Alexandria, Va. — Feb. 12
The Military Officers Association of America, or MOAA, and the Institute for Veterans and Military Families at Syracuse University, or IVMF, announced the results of a study focused on military spouse employment showing that 90 percent of female spouses of active duty service members say they are underemployed.
This means they possess more formal education and experience than needed at their current or most recent position. Additionally, the 2012 American Community Survey data show military spouses make an average of 38 percent less total personal income and are 30 percent more likely to be unemployed than civilian their counterparts.
While ACS data consistently show noticeable gaps in income and unemployment between armed forces spouses and their civilian counterparts, the most recent survey discovered there is not a lack of desire to work that is causing these gaps.

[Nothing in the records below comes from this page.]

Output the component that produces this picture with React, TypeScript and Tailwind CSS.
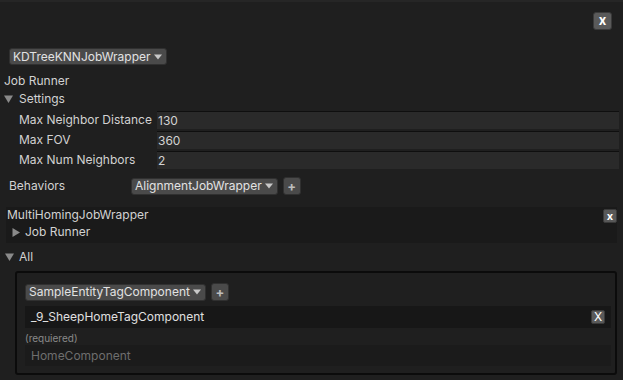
import React from "react";

function Caret() {
  return (
    <svg width="8" height="6" viewBox="0 0 8 6" className="ml-[3px] shrink-0">
      <path d="M0 0.5 L8 0.5 L4 5.5 Z" fill="#c8c8c8" />
    </svg>
  );
}

function Foldout({ open }: { open: boolean }) {
  return open ? (
    <svg width="9" height="8" viewBox="0 0 9 8" className="shrink-0">
      <path d="M0 0.5 L9 0.5 L4.5 8 Z" fill="#8a8a8a" />
    </svg>
  ) : (
    <svg width="8" height="9" viewBox="0 0 8 9" className="shrink-0">
      <path d="M0.5 0 L8 4.5 L0.5 9 Z" fill="#8a8a8a" />
    </svg>
  );
}

function Dropdown({ label, className = "" }: { label: string; className?: string }) {
  return (
    <div
      className={`flex h-[17px] items-center rounded-[3px] border border-[#303030] bg-[#4a4a4a] pl-[3px] pr-[4px] text-[#e2e2e2] ${className}`}
    >
      <span>{label}</span>
      <Caret />
    </div>
  );
}

function PlusButton() {
  return (
    <div className="flex h-[18px] w-[18px] items-center justify-center rounded-[3px] border border-[#303030] bg-[#4a4a4a] text-[13px] font-bold leading-none text-[#bdbdbd]">
      +
    </div>
  );
}

function Field({ label, value }: { label: string; value: string }) {
  return (
    <div className="flex h-[20px] items-start">
      <div className="w-[157px] shrink-0 whitespace-nowrap pl-[19px] leading-[18px]">{label}</div>
      <div className="mr-[4px] h-[18px] flex-1 border-t border-[#0f0f0f] bg-[#2a2a2a] pl-[1px] leading-[17px]">
        {value}
      </div>
    </div>
  );
}

export default function App() {
  return (
    <div
      className="h-[380px] w-[623px] overflow-hidden border-t-2 border-[#262626] bg-[#1f1f1f] text-[12px] text-[#d2d2d2]"
      style={{ fontFamily: "Inter, 'Noto Sans', sans-serif" }}
    >
      <div className="flex justify-end pr-[11px] pt-[10px]">
        <div className="flex h-[18px] w-[19px] items-center justify-center rounded-[3px] border border-[#3a3a3a] bg-[#5a5a5a] pb-[2px] text-[13px] font-bold leading-none text-white">
          x
        </div>
      </div>

      <div className="mt-[18px] flex pl-[9px]">
        <Dropdown label="KDTreeKNNJobWrapper" />
      </div>

      <div className="mt-[7px] pl-[4px] leading-[18px]">Job Runner</div>
      <div className="flex h-[18px] items-center gap-[6px] pl-[4px]">
        <Foldout open />
        <span>Settings</span>
      </div>

      <div className="mt-[3px]">
        <Field label="Max Neighbor Distance" value="130" />
        <Field label="Max FOV" value="360" />
        <Field label="Max Num Neighbors" value="2" />
      </div>

      <div className="mt-[6px] flex items-center">
        <div className="w-[131px] shrink-0 pl-[9px]">Behaviors</div>
        <Dropdown label="AlignmentJobWrapper" />
        <div className="ml-[5px]">
          <PlusButton />
        </div>
      </div>

      <div className="mx-[6px] mt-[12px] mr-[6px] bg-[#1a1a1a] pb-[2px]">
        <div className="flex h-[16px] items-center justify-between pl-[1px]">
          <span>MultiHomingJobWrapper</span>
          <div className="mt-[2px] flex h-[14px] w-[14px] items-center justify-center rounded-[2px] border border-[#3a3a3a] bg-[#585858] text-[11px] font-bold leading-none text-white">
            x
          </div>
        </div>
        <div className="flex h-[18px] items-center gap-[5px] pl-[6px]">
          <Foldout open={false} />
          <span>Job Runner</span>
        </div>
      </div>

      <div className="mt-[5px] flex h-[18px] items-center gap-[5px] pl-[5px]">
        <Foldout open />
        <span>All</span>
      </div>

      <div className="mb-[5px] ml-[15px] mr-[6px] mt-[5px] rounded-[3px] border-2 border-[#0b0b0b] pb-[7px] pl-[8px] pr-[4px] pt-[10px]">
        <div className="flex items-center">
          <Dropdown label="SampleEntityTagComponent" />
          <div className="ml-[5px]">
            <PlusButton />
          </div>
        </div>
        <div className="mt-[5px] flex h-[22px] items-center justify-between bg-[#171717] pl-[6px] pr-[6px] text-[#e0e0e0]">
          <span>_9_SheepHomeTagComponent</span>
          <div className="flex h-[14px] w-[14px] items-center justify-center rounded-[2px] border border-[#3a3a3a] bg-[#5a5a5a] text-[12px] leading-none text-white">
            X
          </div>
        </div>
        <div className="mt-[3px] text-[10px] leading-[14px] text-[#8a8a8a]">(requiered)</div>
        <div className="flex h-[21px] items-center bg-[#1b1b1b] pl-[6px] text-[#6e6e6e]">
          HomeComponent
        </div>
      </div>
    </div>
  );
}
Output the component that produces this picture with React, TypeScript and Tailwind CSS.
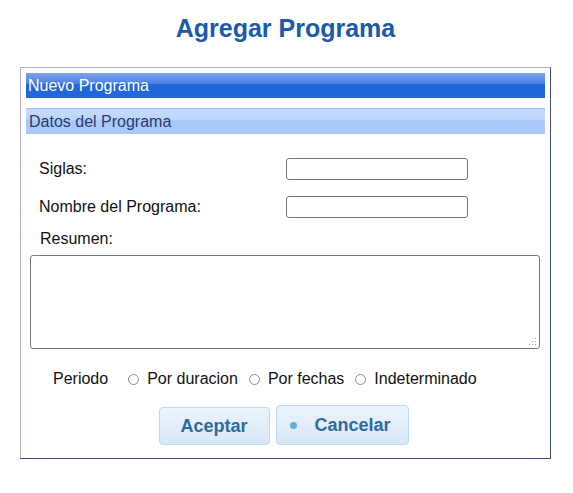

More than 55 percent of respondents indicated they “need” to work, while 90 percent indicated they “want” to work. However, active duty military spouses are more likely to have moved within states, across states and abroad, compared to their civilian and veteran counterparts. The increased likelihood of moving from one geographic location to another further compounds economic issues for these families.
According to the survey, other factors affecting their unemployment or underemployment include relocating to geographic locations with limited employment opportunities, employer perceptions of military spouses, inability to match skills and education to jobs, inflexible work schedules and high childcare costs.